Exercise: Give only the number of lines in the data that include the string "styles".

### Collected data

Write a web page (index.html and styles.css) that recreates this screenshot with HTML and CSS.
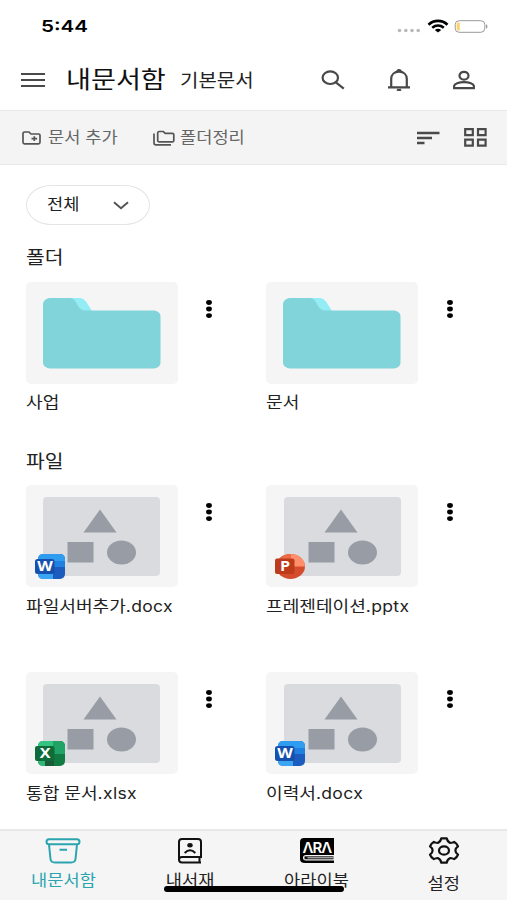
FILE: index.html
```
<!DOCTYPE html>
<html lang="ko">
<head>
  <meta charset="utf-8">
  <meta name="viewport" content="width=device-width">
  <title>내문서함</title>
  <link rel="stylesheet" href="styles.css">
</head>
<body>
  <!-- shared icons -->
  <svg class="defs" width="0" height="0">
    <symbol id="folder" viewBox="0 0 118 71">
      <path fill="#93edf4" d="M24 0h12c4 0 6 2 8 5l5 8H30z"/>
      <path fill="#80d4da" d="M8 0h18c4 0 6 2 8 6 2 4 4 6.500 9 6.500h67c4.500 0 7.500 2.500 7.500 6v46c0 3.500-3 6-7.500 6H8c-4.500 0-8-2.500-8-6V6.500C0 2.500 3.500 0 8 0z"/>
    </symbol>
    <symbol id="preview" viewBox="0 0 117 79">
      <rect width="117" height="79" rx="4" fill="#d9dbdf"/>
      <path fill="#989da5" d="M57 12.500l16.500 23h-33z"/>
      <rect x="24.500" y="45" width="26" height="20.500" fill="#989da5"/>
      <ellipse cx="78.500" cy="55.500" rx="14.500" ry="12" fill="#989da5"/>
    </symbol>
    <symbol id="dots" viewBox="0 0 8 20">
      <ellipse cx="4" cy="3.500" rx="2.900" ry="2.400"/>
      <ellipse cx="4" cy="10" rx="2.900" ry="2.400"/>
      <ellipse cx="4" cy="16.600" rx="2.900" ry="2.400"/>
    </symbol>
    <symbol id="word" viewBox="0 0 30 25">
      <rect x="3" width="27" height="25" rx="5" fill="#1b5cbe"/>
      <path fill="#2f9cf0" d="M8 0h17c3 0 5 2 5 5v2H3V5c0-3 2-5 5-5z"/>
      <path fill="#2080e0" d="M3 7h27v6H3z"/>
      <path fill="#3aa5f2" d="M3 19h15v6H8c-3 0-5-2-5-5z"/>
      <rect y="5" width="19.500" height="15" rx="2.500" fill="#1650ae"/>
    </symbol>
    <symbol id="ppt" viewBox="0 0 30 25">
      <ellipse cx="15.500" cy="12.500" rx="14.500" ry="12.500" fill="#d54c2c"/>
      <path fill="#ff8f6b" d="M15.500 0C24 0 30 5.500 30 12.500H15.500z"/>
      <path fill="#ed6c47" d="M15.500 0v12.500H1C1 5.500 7 0 15.500 0z"/>
      <rect y="4.500" width="19.500" height="15.500" rx="2" fill="#bd3b1b"/>
    </symbol>
    <symbol id="excel" viewBox="0 0 30 25">
      <rect x="3" width="27" height="25" rx="5" fill="#107c41"/>
      <path fill="#33c481" d="M8 0h10v7H3V5c0-3 2-5 5-5z"/>
      <path fill="#21a366" d="M18 0h7c3 0 5 2 5 5v8H18z"/>
      <path fill="#30b878" d="M3 19h7v6H8c-3 0-5-2-5-5z"/>
      <path fill="#185c37" d="M10 19h9v6h-9z"/>
      <rect y="5" width="19.500" height="15" rx="2" fill="#0f6c3a"/>
    </symbol>
  </svg>

  <div class="status">
    <span class="time wide">5:44</span>
    <svg width="92" height="18" viewBox="0 0 92 18">
      <g fill="#b9b9b9">
        <circle cx="2.500" cy="12.500" r="1.800"/>
        <circle cx="8.800" cy="12.500" r="1.800"/>
        <circle cx="15" cy="12.500" r="1.800"/>
        <circle cx="21.200" cy="12.500" r="1.800"/>
      </g>
      <g fill="none" stroke="#000" stroke-width="2.700">
        <path d="M31.500 6.700c5.500-5 13.500-5 19 0"/>
        <path d="M35.200 9.800c3.500-2.900 8.100-2.900 11.600 0"/>
      </g>
      <path d="M37.800 12q3.200-2.300 6.400 0L41 14.500z"/>
      <rect x="58.200" y="2.700" width="29.600" height="11.600" rx="4" fill="#fff" stroke="#999"/>
      <path d="M62.800 4.500H61q-1.300.300-1.300 2v4q0 1.700 1.300 2h1.800z" fill="#fbd36c"/>
      <path d="M89 6q3 2.500 0 5z" fill="#999"/>
    </svg>
  </div>

  <header>
    <svg class="menu" width="24" height="16" viewBox="0 0 24 16" stroke="#4a4a4a" stroke-width="2.200"><path d="M0 2h24M0 8h24M0 14h24"/></svg>
    <h1 class="wide">내문서함</h1>
    <span class="sub wide">기본문서</span>
    <div class="actions">
      <svg width="24" height="20" viewBox="0 0 24 20" fill="none" stroke="#484848" stroke-width="2.200">
        <ellipse cx="9.300" cy="7.700" rx="7.700" ry="6.300"/>
        <path d="M14.800 12.300l8 6.300"/>
      </svg>
      <svg width="22" height="22" viewBox="0 0 22 22" fill="none" stroke="#484848" stroke-width="2.200">
        <path d="M0 18.300h22M3.200 18V10c0-4.300 3.200-7.300 7.800-7.300s7.800 3 7.800 7.300v8"/>
        <path d="M9 2.200q2-2 4 0M9 20.500q2 1.200 4 0"/>
      </svg>
      <svg width="22" height="20" viewBox="0 0 22 20" fill="none" stroke="#484848" stroke-width="2.200">
        <ellipse cx="11" cy="5.700" rx="4.500" ry="3.900"/>
        <path d="M1 18.200v-1.700c0-2.700 5-4.300 10-4.300s10 1.600 10 4.300v1.700z" stroke-linejoin="round"/>
      </svg>
    </div>
  </header>

  <div class="toolbar">
    <svg class="add" width="19" height="14" viewBox="0 0 19 14" fill="none" stroke="#555" stroke-width="1.700">
      <path d="M2.500 1H7l2 2h7.500q1.500 0 1.500 1.300v7q0 1.500-1.500 1.500h-14Q1 12.800 1 11.300v-9Q1 1 2.500 1z"/>
      <path d="M12.300 5.300v4.800M9.500 7.700h5.600"/>
    </svg>
    <span class="label wide">문서 추가</span>
    <svg class="arrange" width="22" height="16" viewBox="0 0 22 16" fill="none" stroke="#555" stroke-width="1.700">
      <path d="M6.300 1.500h4l2 1.800h6.900q1.600 0 1.600 1.300v5.800q0 1.400-1.600 1.400H6.300q-1.600 0-1.600-1.400V2.900q0-1.400 1.600-1.400z"/>
      <path d="M1 3.500V13q0 1.800 2 1.800h15"/>
    </svg>
    <span class="label wide">폴더정리</span>
    <div class="views">
      <svg width="23" height="14" viewBox="0 0 23 14" stroke="#4a4a4a" stroke-width="2.300"><path d="M0 2h22.500M0 7h15M0 12h7.500"/></svg>
      <svg width="23" height="19" viewBox="0 0 23 19" fill="none" stroke="#4a4a4a" stroke-width="2.200">
        <path d="M1.200 1.200h7.600v6H1.200zM14 1.200h7.600v6H14zM1.200 11.600h7.600v6H1.200zM14 11.600h7.600v6H14z"/>
      </svg>
    </div>
  </div>

  <main>
    <div class="filter">
      <span class="wide">전체</span>
      <svg width="16" height="9" viewBox="0 0 16 9" fill="none" stroke="#555" stroke-width="2"><path d="M1 1.300l7 6 7-6"/></svg>
    </div>

    <h2 class="wide">폴더</h2>
    <div class="grid folders">
      <div class="item">
        <div class="thumb"><svg width="118" height="71"><use href="#folder"/></svg></div>
        <svg class="more" width="8" height="20"><use href="#dots"/></svg>
        <p class="wide">사업</p>
      </div>
      <div class="item">
        <div class="thumb"><svg width="118" height="71"><use href="#folder"/></svg></div>
        <svg class="more" width="8" height="20"><use href="#dots"/></svg>
        <p class="wide">문서</p>
      </div>
    </div>

    <h2 class="wide">파일</h2>
    <div class="grid files">
      <div class="item">
        <div class="thumb">
          <svg width="117" height="79"><use href="#preview"/></svg>
          <div class="badge"><svg width="30" height="25"><use href="#word"/></svg><b>W</b></div>
        </div>
        <svg class="more" width="8" height="20"><use href="#dots"/></svg>
        <p class="wide">파일서버추가<span class="ext">.docx</span></p>
      </div>
      <div class="item">
        <div class="thumb">
          <svg width="117" height="79"><use href="#preview"/></svg>
          <div class="badge"><svg width="30" height="25"><use href="#ppt"/></svg><b>P</b></div>
        </div>
        <svg class="more" width="8" height="20"><use href="#dots"/></svg>
        <p class="wide">프레젠테이션<span class="ext">.pptx</span></p>
      </div>
      <div class="item">
        <div class="thumb">
          <svg width="117" height="79"><use href="#preview"/></svg>
          <div class="badge"><svg width="30" height="25"><use href="#excel"/></svg><b>X</b></div>
        </div>
        <svg class="more" width="8" height="20"><use href="#dots"/></svg>
        <p class="wide">통합 문서<span class="ext">.xlsx</span></p>
      </div>
      <div class="item">
        <div class="thumb">
          <svg width="117" height="79"><use href="#preview"/></svg>
          <div class="badge"><svg width="30" height="25"><use href="#word"/></svg><b>W</b></div>
        </div>
        <svg class="more" width="8" height="20"><use href="#dots"/></svg>
        <p class="wide">이력서<span class="ext">.docx</span></p>
      </div>
    </div>
  </main>

  <nav>
    <div class="tab active">
      <svg width="36" height="26" viewBox="0 0 36 26" fill="none" stroke="#2aa5af" stroke-width="2">
        <rect x="1.500" y="1.200" width="33" height="5" rx="2.500"/>
        <path d="M4 6.500l1.500 14.500q.400 3.500 4.500 3.500h16q4.100 0 4.500-3.500L32 6.500M14.500 11.800h7.500"/>
      </svg>
      <span>내문서함</span>
    </div>
    <div class="tab">
      <svg width="26" height="26" viewBox="0 0 26 26" fill="none" stroke="#111" stroke-width="2">
        <path d="M24 24.500H5q-3 0-3-3V4q0-3 3-3h16q3 0 3 3v15H5q-3 0-3 2.500M22.500 19v5.500"/>
        <ellipse cx="13" cy="7.200" rx="2.700" ry="2.200" fill="#111" stroke="none"/>
        <path d="M7.700 15q5.300-5.500 10.600 0"/>
      </svg>
      <span>내서재</span>
    </div>
    <div class="tab">
      <div class="ara">
        <svg width="34" height="26" viewBox="0 0 34 26">
          <path d="M4 0h30v17H6q-3 0-3 2.800T6 22.500h28V25H5q-5 0-5-4V4q0-4 4-4z"/>
          <path d="M4.500 19.800h29" stroke="#111" stroke-width="3"/>
          <path d="M7.500 19.800h26" stroke="#ddd" stroke-width="1"/>
        </svg>
        <b>ΛRΛ</b>
      </div>
      <span>아라이북</span>
    </div>
    <div class="tab settings">
      <svg width="32" height="27" viewBox="0 0 32 27" fill="none" stroke="#111" stroke-width="2.200" stroke-linejoin="round">
        <path d="M13.300 1.300h5.400q.700 3.500 3.500 4.700 2.300-.200 4-1.100 2.800 1.600 3.800 4.500-2.600 1.700-2.600 4.100t2.600 4.100q-1 2.900-3.800 4.500-1.700-.900-4-1.100-2.800 1.200-3.500 4.700h-5.400q-.700-3.500-3.500-4.700-2.300.200-4 1.100Q3 20.500 2 17.600q2.600-1.700 2.600-4.100T2 9.400q1-2.900 3.800-4.500 1.700.900 4 1.100 2.800-1.200 3.500-4.700z"/>
        <ellipse cx="16" cy="13.500" rx="5" ry="4.200"/>
      </svg>
      <span>설정</span>
    </div>
    <div class="home-bar"></div>
  </nav>
</body>
</html>
```

FILE: styles.css
```
* {
  box-sizing: border-box;
}
body {
  margin: 0;
  height: 900px;
  display: flex;
  flex-direction: column;
  overflow: hidden;
  background: #fff;
  color: #222;
  font-family: "Noto Sans CJK KR", sans-serif;
}
svg {
  display: block;
  flex-shrink: 0;
}
.defs {
  position: absolute;
}
h1, h2, p {
  margin: 0;
  font-weight: 400;
}
.wide {
  transform: scaleX(1.13);
  transform-origin: left center;
  white-space: nowrap;
}
.status {
  height: 50px;
  padding: 18px 18px 0 41px;
  display: flex;
  justify-content: space-between;
}
.time {
  font: 600 16.5px/17px Inter, sans-serif;
  color: #000;
  transform: scaleX(1.25);
}
header {
  height: 60px;
  display: flex;
  align-items: center;
  padding: 0 32px 0 21px;
}
h1 {
  width: 114px;
  margin-left: 21px;
  font-size: 24px;
  line-height: 34px;
  color: #111;
  margin-top: -4px;
  transform: scaleX(1.15);
}
.sub {
  font-size: 18px;
  line-height: 24px;
  margin-top: -3px;
  transform: scaleX(1.11);
}
.actions {
  display: flex;
  align-items: center;
  gap: 43px;
  margin-left: auto;
}
.toolbar {
  height: 55px;
  background: #f4f4f4;
  border-top: 1.5px solid #e8e8e8;
  border-bottom: 1.5px solid #e8e8e8;
  display: flex;
  align-items: center;
  padding: 0 20px 0 22px;
}
.label {
  color: #666;
  font-size: 16px;
  line-height: 24px;
  margin: -4px 0 0 7px;
  width: 105px;
  transform: scaleX(1.1);
}
.arrange + .label {
  margin-left: 5px;
}
.views {
  display: flex;
  align-items: center;
  gap: 24px;
  margin-left: auto;
}
main {
  flex: 1;
  padding: 20px 0 0 25.5px;
}
.filter {
  width: 124px;
  height: 40px;
  border: 1.5px solid #e4e4e4;
  border-radius: 25px / 20px;
  display: flex;
  align-items: center;
  justify-content: space-between;
  padding: 0 20px 4px 20px;
  font-size: 16px;
}
.filter .wide {
  transform: scaleX(1.1);
}
.filter svg {
  margin-top: 5px;
}
h2 {
  font-size: 18px;
  line-height: 26px;
  margin-top: 18px;
  width: 100px;
}
.grid {
  display: grid;
  grid-template-columns: 240.5px 240.5px;
}
.folders {
  margin-top: 13px;
  height: 147px;
}
.files {
  margin-top: 12px;
  row-gap: 54px;
}
.item {
  display: grid;
  grid-template-columns: 152px 1fr;
  grid-template-rows: 102px 31px;
}
.thumb {
  position: relative;
  background: #f5f5f5;
  border-radius: 5px;
  display: flex;
  align-items: center;
  justify-content: center;
}
.more {
  margin: 17px 0 0 27.5px;
  fill: #000;
}
.item p {
  font-size: 16px;
  line-height: 24px;
  padding-top: 6px;
  width: 140px;
}
.folders p {
  padding-top: 5px;
}
.ext {
  font-family: Inter, sans-serif;
  font-size: 15.5px;
  letter-spacing: 0.3px;
}
.badge {
  position: absolute;
  left: 9px;
  top: 69px;
}
.badge b {
  position: absolute;
  left: 0;
  top: 4px;
  width: 20px;
  text-align: center;
  font: 700 14px/15px "Open Sans", sans-serif;
  color: #fff;
  transform: scaleX(1.15);
}
nav {
  position: relative;
  height: 71px;
  background: #f5f5f5;
  border-top: 2px solid #e8e8e8;
  display: flex;
}
.tab {
  flex: 1;
  display: flex;
  flex-direction: column;
  align-items: center;
  padding-top: 7px;
}
.tab span {
  margin-top: 3px;
  font-size: 16px;
  line-height: 24px;
  transform: scaleX(1.1);
}
.tab.settings {
  padding-top: 6px;
}
.settings span {
  margin-top: 6px;
}
.active {
  color: #2aa5af;
}
.ara {
  position: relative;
}
.ara b {
  position: absolute;
  left: 0;
  top: 2px;
  width: 34px;
  text-align: center;
  font: 600 15px/15px Inter, sans-serif;
  letter-spacing: -1px;
  color: #fff;
}
.home-bar {
  position: absolute;
  left: 164px;
  top: 55px;
  width: 180px;
  height: 5.5px;
  border-radius: 3px;
  background: #000;
}
```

######

Exercise answer: 3